Sendo nesta declaração  o primeiro termo referindo-se a epistemologia, a avaliação, a prova, a verificação em busca de respostas. E o segundo termo experiência, referindo-se à  prática, a relação com o real, o “pôr a mão na massa”, que propicia uma experiência significativa.




Referências:

1.     Experiência: um termo chave para a Psicologia,p.9,Mauro Martins Amatuzzi      Pontifícia Universidade Católica de Campinas Brasil 
2.     Educação como prática da liberdade, Paulo Freire 1967,. P.42, Ed. Paz  e terra.
3.     http://catalisando.com/homepage/lentilha.htm ( Acessado em 03 de setembro de 2017)
4.     https://www.dicio.com.br/episteme/ ( Acessado em 03 de setembro de 2017)
5.     Considerações acerca do conceito de Epistemologia da Prática, Silas Borges Monteiro.  pp. 61-64
6.     Experiência e formação experiencial: a especificidade dos adquiridos experienciais, Carmem Cavaco, p. 222 – 226
7.     Virtudes do Educador,  Paulo Freire, 1982,  p. 6, Ed.
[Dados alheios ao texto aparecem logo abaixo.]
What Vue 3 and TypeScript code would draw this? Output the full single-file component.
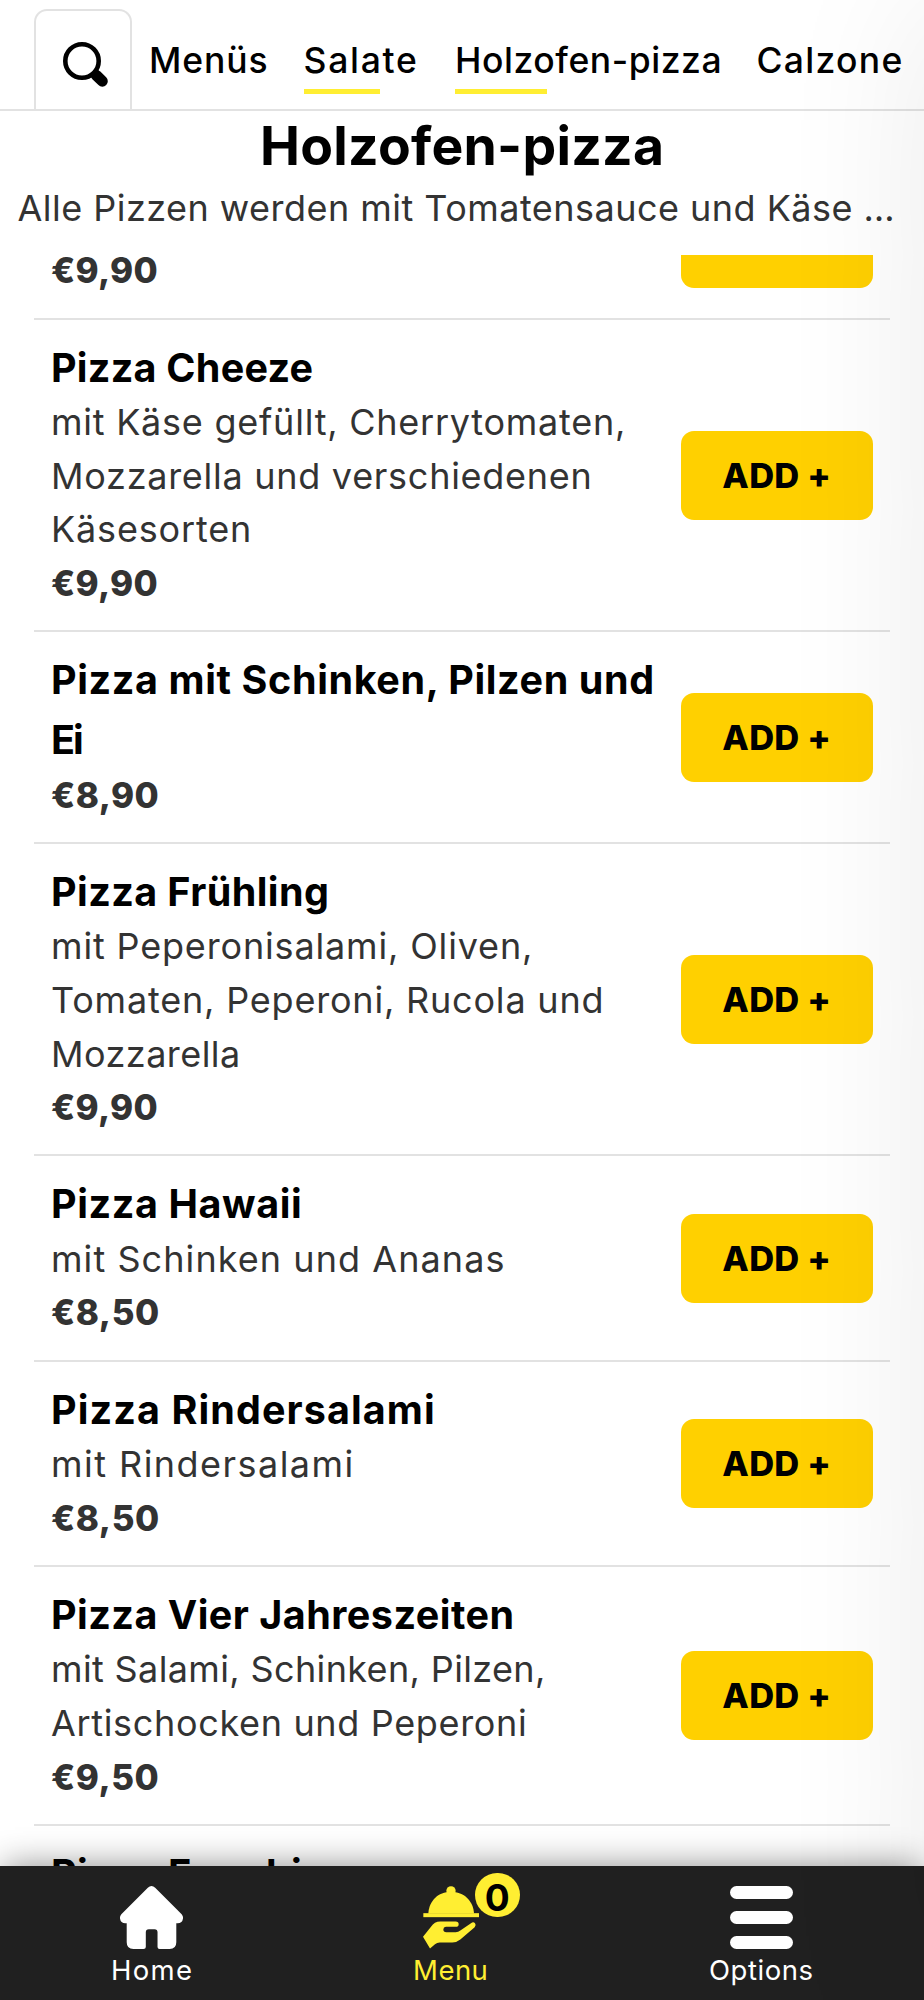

Vereda
8.     Notas sobre a experiência e o saber de experiência* Revista Brasileira de Educação P. 21, Jorge  Larrosa Bondia, Traduzido por João Wanderley Geraldi

9.     ITINERÁRIO DO CONCEITO DE EXPERIÊNCIA NA OBRA DE WALTER BENJAMIN, Princípios , Revista de filosofia, p.p. 452-453 João Gabriel Lima e Luis Antonio Baptista.